AI now touches many distinct groups. First are users, who rely on AI for personal productivity and decision support. Second are no-code and low-code makers, who automate simple workflows using AI agents without traditional software development skills. Third are developers, who design, build, integrate, and scale complex AI solutions within enterprise systems. Additionally, there are groups focused on security, compliance, and governance, all of whom require continuous training.

Gaps in learning journeys and progression paths

Without defined learning pathways for each group, employees struggle to build confidence or progress. The absence of crossover routes from user to maker, or maker to developer, limits internal mobility, slows capability growth, and increases attrition. Some demographics within the organisation will require specific support and training programmes. One learning model may not suit everyone, as people learn in different ways.

Skills challenges in legacy technology transitions

Many organisations still rely on legacy systems alongside modern cloud and AI platforms.
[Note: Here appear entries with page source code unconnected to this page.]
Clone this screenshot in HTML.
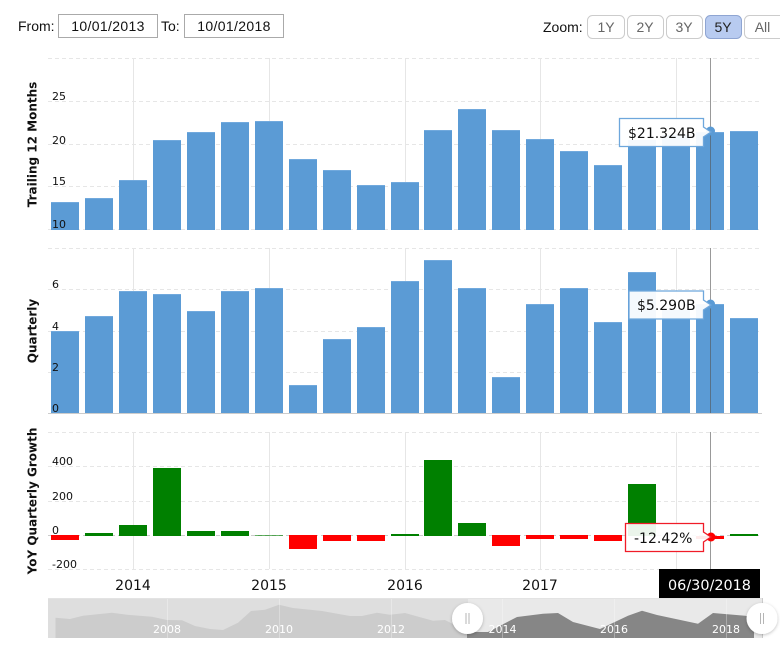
<!DOCTYPE html>
<html><head><meta charset="utf-8"><style>
html,body{margin:0;padding:0;background:#fff;width:780px;height:654px;overflow:hidden}
svg{display:block;position:absolute;left:0;top:0}
.u{font-family:"Liberation Sans",sans-serif;font-size:14px;fill:#111}
.dt{letter-spacing:.35px}
.d{font-family:"DejaVu Sans",sans-serif;fill:#111}
.y{font-size:11px}
.x{font-size:14px;text-anchor:middle}
.t{font-size:14px}
.n{font-size:11px;fill:#fff;text-anchor:middle}
.a{font-size:12px;font-weight:bold;text-anchor:middle}
.g{stroke:#e6e6e6;stroke-width:1;stroke-dasharray:4 3}
.v{stroke:#e6e6e6;stroke-width:1}
.b rect{fill:#5b9bd5}
</style></head><body>
<svg width="780" height="654" viewBox="0 0 780 654" xmlns="http://www.w3.org/2000/svg">
<!-- top controls -->
<text class="u" x="18" y="31">From:</text>
<rect x="58.5" y="14.5" width="99" height="23" fill="#fff" stroke="#aaa"/>
<text class="u dt" x="108" y="31" text-anchor="middle">10/01/2013</text>
<text class="u" x="161" y="31">To:</text>
<rect x="184.5" y="14.5" width="99" height="23" fill="#fff" stroke="#aaa"/>
<text class="u dt" x="234" y="31" text-anchor="middle">10/01/2018</text>
<text class="u" x="543" y="32">Zoom:</text>
<g fill="#fff" stroke="#ccc">
<rect x="587.5" y="15.5" width="37" height="23" rx="5"/>
<rect x="627.5" y="15.5" width="36" height="23" rx="5"/>
<rect x="666.5" y="15.5" width="36" height="23" rx="5"/>
<rect x="705.5" y="15.5" width="36" height="23" rx="5" fill="#b8cbf0" stroke="#8fa5d2"/>
<rect x="744.5" y="15.5" width="40" height="23" rx="5"/>
</g>
<g class="u" text-anchor="middle">
<text x="606" y="32" style="fill:#666">1Y</text>
<text x="645" y="32" style="fill:#666">2Y</text>
<text x="684" y="32" style="fill:#666">3Y</text>
<text x="723" y="32" style="fill:#222">5Y</text>
<text x="762.5" y="32" style="fill:#666">All</text>
</g>

<!-- grids -->
<g>
<line class="g" x1="48" x2="762" y1="58.5" y2="58.5"/>
<line class="g" x1="48" x2="762" y1="101.5" y2="101.5"/>
<line class="g" x1="48" x2="762" y1="144.5" y2="144.5"/>
<line class="g" x1="48" x2="762" y1="186.5" y2="186.5"/>
<line class="g" x1="48" x2="762" y1="229.5" y2="229.5"/>
<line class="g" x1="48" x2="762" y1="248.5" y2="248.5"/>
<line class="g" x1="48" x2="762" y1="289.5" y2="289.5"/>
<line class="g" x1="48" x2="762" y1="331.5" y2="331.5"/>
<line class="g" x1="48" x2="762" y1="372.5" y2="372.5"/>
<line x1="48" x2="762" y1="413.5" y2="413.5" stroke="#ccc"/>
<line class="g" x1="48" x2="762" y1="432.5" y2="432.5"/>
<line class="g" x1="48" x2="762" y1="466.5" y2="466.5"/>
<line class="g" x1="48" x2="762" y1="501.5" y2="501.5"/>
<line x1="48" x2="762" y1="535.5" y2="535.5" stroke="#ccc" stroke-dasharray="4 3"/>
<line class="g" x1="48" x2="762" y1="569.5" y2="569.5"/>
</g>
<g>
<line class="v" x1="133.5" x2="133.5" y1="58" y2="230"/><line class="v" x1="269.5" x2="269.5" y1="58" y2="230"/><line class="v" x1="405.5" x2="405.5" y1="58" y2="230"/><line class="v" x1="540.5" x2="540.5" y1="58" y2="230"/><line class="v" x1="676.5" x2="676.5" y1="58" y2="230"/>
<line class="v" x1="133.5" x2="133.5" y1="248" y2="413"/><line class="v" x1="269.5" x2="269.5" y1="248" y2="413"/><line class="v" x1="405.5" x2="405.5" y1="248" y2="413"/><line class="v" x1="540.5" x2="540.5" y1="248" y2="413"/><line class="v" x1="676.5" x2="676.5" y1="248" y2="413"/>
<line class="v" x1="133.5" x2="133.5" y1="432" y2="569"/><line class="v" x1="269.5" x2="269.5" y1="432" y2="569"/><line class="v" x1="405.5" x2="405.5" y1="432" y2="569"/><line class="v" x1="540.5" x2="540.5" y1="432" y2="569"/><line class="v" x1="676.5" x2="676.5" y1="432" y2="569"/>
</g>

<!-- chart 1 bars -->
<g class="b">
<rect x="51" y="202" width="28" height="28"/><rect x="85" y="198" width="28" height="32"/><rect x="119" y="180" width="28" height="50"/><rect x="153" y="140" width="28" height="90"/><rect x="187" y="132" width="28" height="98"/><rect x="221" y="122" width="28" height="108"/><rect x="255" y="121" width="28" height="109"/><rect x="289" y="159" width="28" height="71"/><rect x="323" y="170" width="28" height="60"/><rect x="357" y="185" width="28" height="45"/><rect x="391" y="182" width="28" height="48"/><rect x="424" y="130" width="28" height="100"/><rect x="458" y="109" width="28" height="121"/><rect x="492" y="130" width="28" height="100"/><rect x="526" y="139" width="28" height="91"/><rect x="560" y="151" width="28" height="79"/><rect x="594" y="165" width="28" height="65"/><rect x="628" y="140" width="28" height="90"/><rect x="662" y="135" width="28" height="95"/><rect x="696" y="132" width="28" height="98"/><rect x="730" y="131" width="28" height="99"/>
</g>
<!-- chart 2 bars -->
<g class="b">
<rect x="51" y="331" width="28" height="82"/><rect x="85" y="316" width="28" height="97"/><rect x="119" y="291" width="28" height="122"/><rect x="153" y="294" width="28" height="119"/><rect x="187" y="311" width="28" height="102"/><rect x="221" y="291" width="28" height="122"/><rect x="255" y="288" width="28" height="125"/><rect x="289" y="385" width="28" height="28"/><rect x="323" y="339" width="28" height="74"/><rect x="357" y="327" width="28" height="86"/><rect x="391" y="281" width="28" height="132"/><rect x="424" y="260" width="28" height="153"/><rect x="458" y="288" width="28" height="125"/><rect x="492" y="377" width="28" height="36"/><rect x="526" y="304" width="28" height="109"/><rect x="560" y="288" width="28" height="125"/><rect x="594" y="322" width="28" height="91"/><rect x="628" y="272" width="28" height="141"/><rect x="662" y="310" width="28" height="103"/><rect x="696" y="304" width="28" height="109"/><rect x="730" y="318" width="28" height="95"/>
</g>
<!-- lighter bar tops -->
<path stroke="#71a9dd" fill="none" d="M51 202.5h28M85 198.5h28M119 180.5h28M153 140.5h28M187 132.5h28M221 122.5h28M255 121.5h28M289 159.5h28M323 170.5h28M357 185.5h28M391 182.5h28M424 130.5h28M458 109.5h28M492 130.5h28M526 139.5h28M560 151.5h28M594 165.5h28M696 132.5h28M730 131.5h28M51 331.5h28M85 316.5h28M119 291.5h28M153 294.5h28M187 311.5h28M221 291.5h28M255 288.5h28M289 385.5h28M323 339.5h28M357 327.5h28M391 281.5h28M424 260.5h28M458 288.5h28M492 377.5h28M526 304.5h28M560 288.5h28M594 322.5h28M628 272.5h28M696 304.5h28M730 318.5h28"/>
<!-- chart 3 bars -->
<g fill="#008000">
<rect x="85" y="533" width="28" height="3"/><rect x="119" y="525" width="28" height="11"/><rect x="153" y="468" width="28" height="68"/><rect x="187" y="531" width="28" height="5"/><rect x="221" y="531" width="28" height="5"/><rect x="255" y="535" width="28" height="1" fill-opacity=".6"/><rect x="391" y="534" width="28" height="2"/><rect x="424" y="460" width="28" height="76"/><rect x="458" y="523" width="28" height="13"/><rect x="628" y="484" width="28" height="52"/><rect x="730" y="534" width="28" height="2"/>
</g>
<g fill="#ff0000">
<rect x="51" y="535" width="28" height="5"/><rect x="289" y="535" width="28" height="14"/><rect x="323" y="535" width="28" height="6"/><rect x="357" y="535" width="28" height="6"/><rect x="492" y="535" width="28" height="11"/><rect x="526" y="535" width="28" height="4"/><rect x="560" y="535" width="28" height="4"/><rect x="594" y="535" width="28" height="6"/><rect x="696" y="536" width="28" height="3"/>
</g>

<!-- y labels -->
<g class="d y">
<text x="52" y="100">25</text><text x="52" y="144">20</text><text x="52" y="185">15</text><text x="52" y="228">10</text>
<text x="52" y="288">6</text><text x="52" y="330">4</text><text x="52" y="371">2</text><text x="52" y="412">0</text>
<text x="52" y="465">400</text><text x="52" y="500">200</text><text x="52" y="534">0</text><text x="52" y="568">-200</text>
</g>
<g class="d a">
<text transform="translate(36.5,144.5) rotate(-90)">Trailing 12 Months</text>
<text transform="translate(36.5,331) rotate(-90)">Quarterly</text>
<text transform="translate(36.5,501) rotate(-90)">YoY Quarterly Growth</text>
</g>
<g class="d x">
<text x="133" y="590">2014</text><text x="269" y="590">2015</text><text x="405" y="590">2016</text><text x="540" y="590">2017</text>
</g>

<!-- navigator -->
<rect x="48" y="598" width="420" height="40" fill="#dedede"/>
<rect x="468" y="598" width="295" height="40" fill="#e9e9e9"/>
<rect x="48" y="598" width="715" height="1" fill="#e3e3e3"/>
<path d="M55.5 638V617.7L70 619L83 615.7L112 612.7L127 614.7L152 616.7L167 620L182 620.3L195 626L210 629L223 630L238 622.7L251 611L265 609.7L279 604.7L293 608L322 611L350 616L362 616L377 612.7L390 614.7L405 613L423 618L433 620.7L445 620L468 631.7V638Z" fill="#cccccc"/>
<path d="M467 638V632L488 632L517 617L543 613.7L558 613L573 622L600 629L628 615.7L642 610.7L657 615L698 623.7L713 613L745 615.7L754 617V638Z" fill="#868686"/>
<g stroke="#fff" stroke-opacity=".3">
<line x1="167.5" x2="167.5" y1="599" y2="638"/><line x1="279.5" x2="279.5" y1="599" y2="638"/><line x1="391.5" x2="391.5" y1="599" y2="638"/><line x1="502.5" x2="502.5" y1="599" y2="638"/><line x1="614.5" x2="614.5" y1="599" y2="638"/><line x1="726.5" x2="726.5" y1="599" y2="638"/>
</g>
<line x1="762.5" x2="762.5" y1="598" y2="638" stroke="#ccc"/>
<g class="d n">
<text x="167" y="633" style="fill:#fff">2008</text><text x="279" y="633" style="fill:#fff">2010</text><text x="391" y="633" style="fill:#fff">2012</text><text x="502.5" y="633" style="fill:#fff">2014</text><text x="614" y="633" style="fill:#fff">2016</text><text x="726" y="633" style="fill:#fff">2018</text>
</g>
<defs><filter id="s" x="-30%" y="-30%" width="160%" height="160%"><feDropShadow dx="0" dy="1" stdDeviation="1.5" flood-color="#000" flood-opacity=".25"/></filter></defs>
<circle cx="467.5" cy="618.5" r="15.5" fill="#fff" filter="url(#s)"/>
<circle cx="762" cy="618.5" r="15.5" fill="#fff" filter="url(#s)"/>
<g stroke="#b5b5b5">
<line x1="466" x2="466" y1="613" y2="624"/><line x1="469" x2="469" y1="613" y2="624"/>
<line x1="760.5" x2="760.5" y1="613" y2="624"/><line x1="763.5" x2="763.5" y1="613" y2="624"/>
</g>

<!-- crosshair -->
<line x1="710.5" x2="710.5" y1="58" y2="230" stroke="#555" stroke-opacity=".6"/>
<line x1="710.5" x2="710.5" y1="248" y2="413" stroke="#555" stroke-opacity=".6"/>
<line x1="710.5" x2="710.5" y1="432" y2="569" stroke="#555" stroke-opacity=".6"/>

<!-- date -->
<rect x="659" y="569" width="101" height="29" fill="#000"/>
<text class="d" x="709.5" y="590" text-anchor="middle" style="font-size:14.4px;fill:#fff">06/30/2018</text>

<!-- tooltips -->
<circle cx="710.5" cy="131" r="4.5" fill="#5b9bd5"/>
<path d="M619.5 118.5H703.5V127L711 132L703.5 137V146.5H619.5Z" fill="#fff" fill-opacity=".94" stroke="#6ea7dc" stroke-width="1.3"/>
<text class="d t" x="628" y="138">$21.324B</text>

<circle cx="710.5" cy="304" r="4.5" fill="#5b9bd5"/>
<path d="M629 291H703.5V300L711 305L703.5 310V319H629Z" fill="#fff" fill-opacity=".94" stroke="#6ea7dc" stroke-width="1.3"/>
<text class="d t" x="637" y="310">$5.290B</text>

<circle cx="711" cy="537" r="4.5" fill="#ff0000"/>
<path d="M625.5 523.500H703.5V532L711 537L703.500 542V551.500H625.500Z" fill="#ffffff" fill-opacity=".92" stroke="#f01c28" stroke-width="1.3"/>
<text class="d t" x="634" y="543">-12.42%</text>
</svg>
</body></html>
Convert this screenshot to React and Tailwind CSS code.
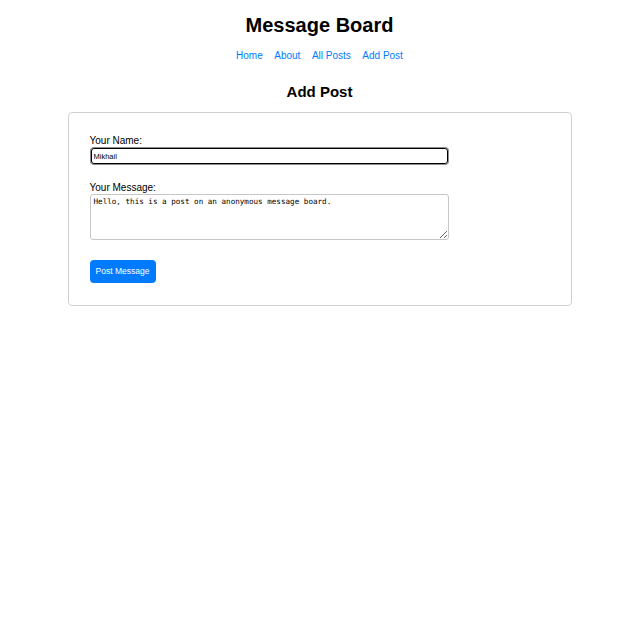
import React, { useState } from "react";

const navLinks = ["Home", "About", "All Posts", "Add Post"];

const App = () => {
  const [name, setName] = useState("Mikhail");
  const [message, setMessage] = useState(
    "Hello, this is a post on an anonymous message board."
  );

  return (
    <div className="min-h-screen bg-white text-black font-['Liberation_Sans',Arial,sans-serif]">
      {/* Header */}
      <header className="flex flex-col items-center pt-[15px]">
        <h1 className="text-[20px] leading-[20px] font-bold">Message Board</h1>
        <nav className="mt-[16px] flex gap-[11.5px] text-[10px] leading-[10px]">
          {navLinks.map((link) => (
            <a key={link} href="#" className="text-[#007bff]">
              {link}
            </a>
          ))}
        </nav>
      </header>

      <main className="flex flex-col items-center">
        <h2 className="mt-[23px] text-[15px] leading-[15px] font-bold">Add Post</h2>

        {/* Form card */}
        <form
          onSubmit={(e) => e.preventDefault()}
          className="mt-[13px] w-[504px] rounded-[4px] border border-[#cfcfcf] px-[21px] pt-[22px] pb-[22px] flex flex-col items-start"
        >
          <label className="text-[10px] leading-[12px]">Your Name:</label>
          <input
            value={name}
            onChange={(e) => setName(e.target.value)}
            className="my-[1px] h-[16px] w-[357px] ml-[1px] rounded-[3px] border border-black px-[2px] text-[7.5px] outline-none shadow-[0_0_0_1px_#8c8c8c]"
          />

          <label className="mt-[17px] text-[10px] leading-[12px]">Your Message:</label>
          <textarea
            value={message}
            onChange={(e) => setMessage(e.target.value)}
            className="h-[46px] w-[359px] rounded-[3px] border border-[#c6c6c6] px-[3px] py-[2px] text-[7.6px] leading-[10px] font-['DejaVu_Sans_Mono',monospace] outline-none"
          />

          <button
            type="submit"
            className="mt-[20px] h-[23px] w-[66px] rounded-[4px] bg-[#007bff] text-[8.5px] text-white flex items-center justify-center"
          >
            Post Message
          </button>
        </form>
      </main>
    </div>
  );
};

export default App;
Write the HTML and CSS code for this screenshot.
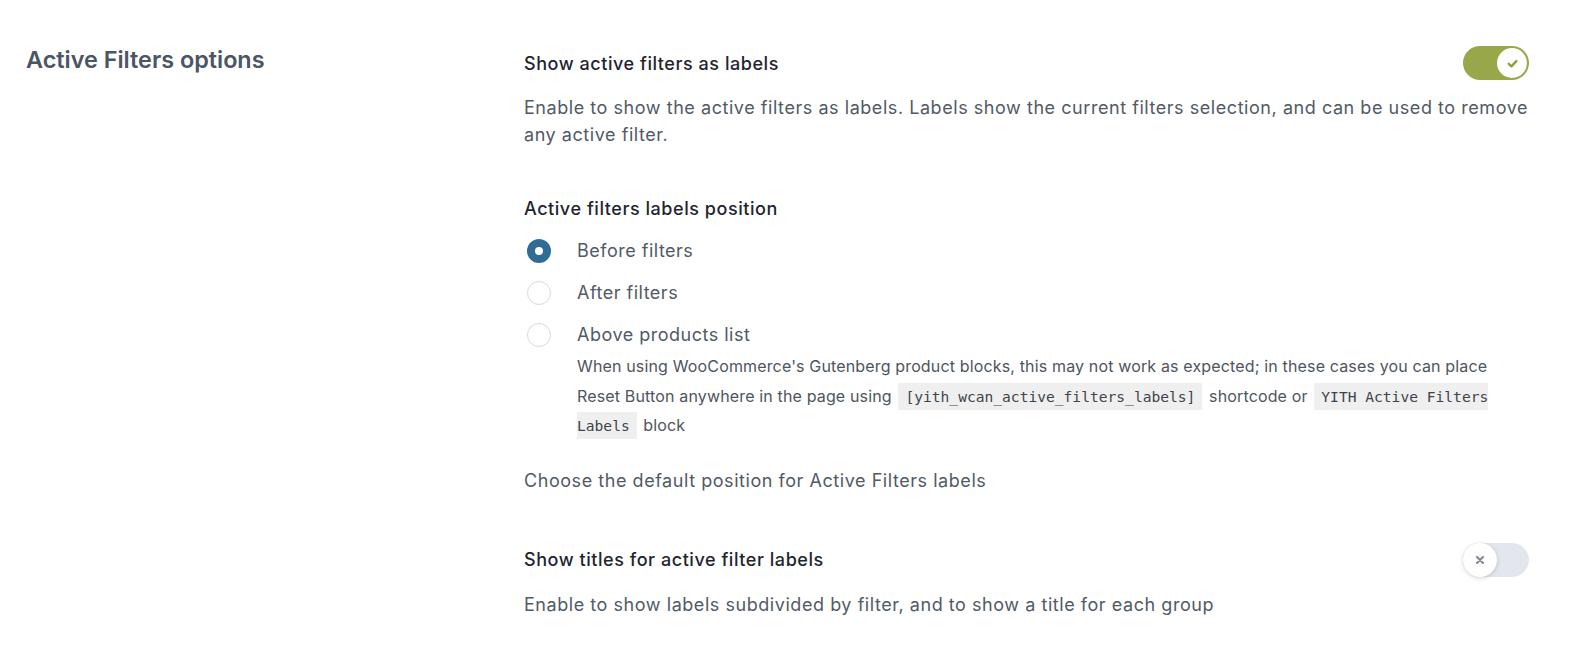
FILE: index.html
```html
<!DOCTYPE html>
<html lang="en">
<head>
<meta charset="utf-8">
<title>Active Filters options</title>
<link rel="stylesheet" href="styles.css">
</head>
<body>
<div class="section">
  <h2 class="section-title">Active Filters options</h2>
  <div class="fields">
    <div class="field field-1">
      <div class="field-head">
        <label class="field-label">Show active filters as labels</label>
        <span class="toggle toggle-on"><span class="knob"><svg viewBox="0 0 12 12" width="13" height="13"><path d="M2.5 6.3 L5 8.6 L9.6 3.8" fill="none" stroke="#8e9e3e" stroke-width="2.2" stroke-linecap="round" stroke-linejoin="round"/></svg></span></span>
      </div>
      <p class="desc">Enable to show the active filters as labels. Labels show the current filters selection, and can be used to remove any active filter.</p>
    </div>

    <div class="field field-2">
      <div class="field-head">
        <label class="field-label">Active filters labels position</label>
      </div>
      <div class="options">
        <div class="option"><span class="radio radio-checked"></span><span class="option-text">Before filters</span></div>
        <div class="option"><span class="radio"></span><span class="option-text">After filters</span></div>
        <div class="option"><span class="radio"></span><span class="option-text">Above products list</span></div>
      </div>
      <p class="note">When using WooCommerce's Gutenberg product blocks, this may not work as expected; in these cases you can place Reset Button anywhere in the page using <code>[yith_wcan_active_filters_labels]</code> shortcode or <code>YITH Active Filters Labels</code> block</p>
      <p class="desc desc-2">Choose the default position for Active Filters labels</p>
    </div>

    <div class="field field-3">
      <div class="field-head">
        <label class="field-label">Show titles for active filter labels</label>
        <span class="toggle toggle-off"><span class="knob"><svg viewBox="0 0 12 12" width="12" height="12"><path d="M3 3 L9 9 M9 3 L3 9" fill="none" stroke="#848b96" stroke-width="2.2" stroke-linecap="round"/></svg></span></span>
      </div>
      <p class="desc">Enable to show labels subdivided by filter, and to show a title for each group</p>
    </div>
  </div>
</div>
</body>
</html>
```

FILE: styles.css
```css
* { box-sizing: border-box; }

html, body {
  margin: 0;
  padding: 0;
  background: #ffffff;
}

body {
  font-family: Inter, "Noto Sans", "Liberation Sans", sans-serif;
  color: #515a66;
}

.section {
  display: grid;
  grid-template-columns: 498px 1005px;
  padding: 44px 0 0 26px;
}

.section-title {
  margin: 1px 0 0;
  font-size: 23.4px;
  line-height: 30px;
  font-weight: 600;
  color: #4a5566;
}

.fields {
  display: flex;
  flex-direction: column;
  gap: 48px;
}

.field-head {
  display: flex;
  align-items: flex-start;
  justify-content: space-between;
}

.field-label {
  display: block;
  font-size: 18px;
  line-height: 24px;
  font-weight: 500;
  letter-spacing: 0.55px;
  color: #1f2530;
}

.field-1 .field-label { margin-top: 8px; }
.field-2 .field-label { margin-top: 1px; }
.field-3 .field-label { margin-top: 6px; }

.field-1 .toggle { margin-top: 2px; }
.field-3 .toggle { margin-top: 1px; }

.desc {
  margin: 15px 0 0;
  font-size: 18px;
  line-height: 26.5px;
  letter-spacing: 0.55px;
  color: #515a66;
}

.toggle {
  flex: none;
  display: flex;
  align-items: center;
  width: 66px;
  height: 34px;
  border-radius: 17px;
  padding: 2px;
}

.toggle-on {
  background: #97a74a;
  justify-content: flex-end;
}

.toggle-off {
  background: #e3e7ed;
  justify-content: flex-start;
  padding: 0;
}

.knob {
  display: flex;
  align-items: center;
  justify-content: center;
  width: 30px;
  height: 30px;
  border-radius: 50%;
  background: #ffffff;
}

.toggle-off .knob {
  width: 34px;
  height: 34px;
  box-shadow: 0 1px 4px rgba(0, 0, 0, 0.18);
}

.options {
  display: flex;
  flex-direction: column;
  gap: 18px;
  margin-top: 18px;
  padding-left: 3px;
}

.option {
  display: flex;
  align-items: center;
  height: 24px;
}

.radio {
  flex: none;
  width: 24px;
  height: 24px;
  border-radius: 50%;
  border: 1px solid #d6d9dd;
  background: #ffffff;
  margin-right: 26px;
}

.radio-checked {
  border: 8px solid #2f6d96;
}

.option-text {
  font-size: 18px;
  line-height: 24px;
  letter-spacing: 0.5px;
  color: #515a66;
}

.note {
  margin: 5px 0 0 53px;
  font-size: 16px;
  line-height: 29.5px;
  letter-spacing: 0.15px;
  color: #4d5560;
}

code {
  font-family: "DejaVu Sans Mono", "Liberation Mono", monospace;
  font-size: 14.6px;
  letter-spacing: 0;
  background: #efefef;
  color: #3d444b;
  padding: 5px 7px;
  margin: 0 2px;
}

.desc.desc-2 { margin-top: 27px; }
```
Maintaining both requires different skill sets, yet few organisations have a clear transition strategy that covers both the legacy technology and the people who currently support it.

Untapped potential of no-code and low-code makers

No-code and low-code platforms are enabling non-engineers to build automation and AI-enabled workflows. However, learning strategies often remain focused on technical teams, leaving a growing group of potential makers unsupported. This is possibly the most untapped group, who have business knowledge and who are closer to understanding exactly what workflows need to be automated and what a successful output looks like to create business value. These are citizen developers, and this is how organisations scale and democratise AI.

Data and cyber capability lag

AI initiatives depend on strong data foundations and cyber resilience. When data engineering, governance, and security skills lag behind experimentation, operational and regulatory risks increase. 

Lack of a continuous learning culture

Training is still too often treated as a one-off intervention rather than a sustained journey. Without enablement, safe environments, and continuous learning embedded into day-to-day work, skills quickly become outdated.

Together, these factors explain why the gap continues to widen and why addressing it now requires a fundamentally different strategy.

How the workforce is changing: emerging trends

Several trends are reshaping how organisations build and deploy capability. AI agents are moving from experimentation to production, automating tasks such as data analysis, content generation, and workflow orchestration. 

At the same time, the rise of citizen developers and makers is expanding who can build with technology, enabled by no-code and low-code platforms.

Organisations are increasingly relying on vendors and platforms to deliver AI capability, shifting internal roles towards integration, oversight, and governance.

Together, these trends demand new skills across design, evaluation, and risk management, not just traditional software development.

What to prioritise in 2026: Four key outputs for leaders

1. Build capability at scale - not just tools

Leaders must move beyond tool adoption and focus on capability at scale. This starts with mapping and building AI literacy across all roles, not just technical teams. 

 

Helping employees understand the link between their role function and the capability to create business value through AI is essential. Employees must also be empowered with safe guardrails, clear standards, and feel supported with experimentation. 

 

Data and cloud foundations need modernising to support reliable AI outcomes, and responsible AI governance must be embedded early to manage risk, bias, and compliance.

2. Create clear learning pathways linked to job functions

Organisations must prepare people for redesigned roles through clear learning pathways, recognising that AI will change how work is done, not simply automate it. 

HR, Technology and Business leaders must agree on a training strategy aligned with their AI and business strategy, partner with training providers such as Code First Girls/Code First Teams, share real use cases, and select courses that suit different learning needs and organisational cultures. 

Educating employees on how their job functions can be linked to AI-enabled business value use cases also creates a value-driven mindset across the organisation and helps employees focus on efficiencies, cost savings and optimising outputs.

3. Actively support at-risk groups through the AI transition

Organisations must consider their entire workforce and identify where groups may be at risk of being left behind. Understanding these groups and their needs helps ensure everyone is engaged, enabled and empowered to contribute to an AI-powered workforce. 

This means creating a learning culture that is inclusive, supports different learning speeds and backgrounds, and values both technical capability and the business and cognitive skills required to ensure AI meets human expectations.

4. Draw on multiple training capabilities and models

Closing the digital skills gap requires a capability strategy that draws on multiple pathways, rather than relying on a single type of training or funding model. 

Leaders should combine commercially funded programmes with government or grant-supported schemes, such as the UK apprenticeship levy, to build capability at scale across different roles and career stages. AI-driven organisations require a broader mix of skills, not just STEM capability.

The organisations that win will be the ones that adapt and learn fastest

Skills are now a competitive differentiator. In 2026, organisations that succeed will be those that treat learning as a strategic capability, not a support function. AI will reward adaptability, experimentation, and cultural readiness, while exposing gaps in skills, governance, and trust.

Closing the AI digital skills gap is not about training everyone to code. It is about giving people the confidence, pathways, and support to work effectively alongside AI, in a capacity that is appropriate for each employee. Organisations that invest now in a culture of continuous learning and enablement will be better positioned to scale innovation, attract and retain talent, and build resilient, future-ready workforces.